Surgically implanted neurostimulator system helps alleviate chronic pain

When the damaged nerves in Anthony Newberry's foot healed incorrectly after a workplace accident, it left him feeling "like my foot was exploding for hours at a time," he says. Unable to work or walk, the 38-year-old Millington, Illinois, construction worker became depressed, dependent upon pain medication and seriously considering suicide.

Within a minute of beginning a new treatment at Rush University Medical Center, Newberry's searing pain was reduced to a slight tingle.

"My life has come back tenfold," he says. "I can go back to work, I can play with my kids. It's given me hope and is the greatest thing anyone can ever ask for."

Newberry's injury had left him with complex regional pain syndrome, or CRPS, a debilitating condition that can develop when nerves damaged in a trauma or surgery heal improperly, causing them to send nearly constant pain signals to a person's shoulder, feet or hands. He was treated with a surgically implanted electronic device, called the Axium Neurostimulator System, that interferes with these pain signals.

His doctor, Timothy Lubenow, MD, medical director of the Rush Pain Center, was the first physician in the country to offer the treatment, which the U.S. Food and Drug Administration approved for the treatment of CPRS in the lower limbs of adults in February. Lubenow, a professor in Rush Medical College's Department of Anesthesiology, has provided the treatment for 26 patients to date. Asokumar Buvanendran, MD, director of orthopedic anesthesia and a professor of anesthesiology at Rush, has implanted five more of the devices.

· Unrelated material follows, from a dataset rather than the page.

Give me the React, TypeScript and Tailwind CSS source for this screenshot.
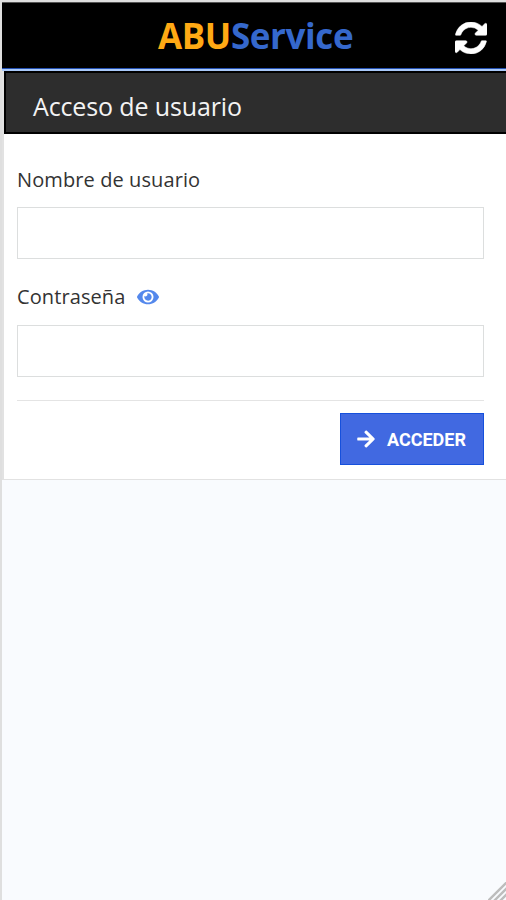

More precisely targeting and blocking pain

For more than 40 years, physicians have been treating chronic pain by implanting small devices, called spinal cord stimulators, that send low-intensity electrical pulses to the spinal cord through a series of wires positioned along the vertebrae. These pulses travel faster than the pain signals the human nervous system sends to the brain, essentially tricking the brain into producing a tingling sensation rather than the sensation of pain.

Unfortunately, spinal cord stimulation has provided only moderate pain relief for about half the patients who receive it. When researchers used the Axium Neurostimulator System to send those electrical pulses directly to bundles of nerves immediately adjacent to the spinal cord — the dorsal root ganglia — in a clinical trial, 93 percent of participants reported that their level of pain was reduced by at least 50 percent. Even better, 70 percent of participants reported 80 percent pain relief.

The dorsal root ganglia are densely populated with sensory nerves and relay pain signals to and from specific areas of the body, thus allowing doctors to more precisely and effectively target and block pain. The system is implanted during a surgical procedure while the patient is under general anesthetic and activated remotely after the patient regains consciousness.

'The most remarkable advance in alleviating chronic pain'

Like Newberry, other patients who have suffered from untreatable CRPS for an extended time have experienced immediate improvement with this treatment. One of Lubenow's first patients to receive DRG stimulation treatment was a woman in her mid-40s whose chronic lower leg pain had confined her most days to a wheelchair.

"Four hours after the DRG stimulator was turned on, she was able to walk out of Rush," Lubenow says. "She is overjoyed."

He shares his patients' euphoria: "This has been the most remarkable advance in alleviating chronic pain that I have seen in 30 years."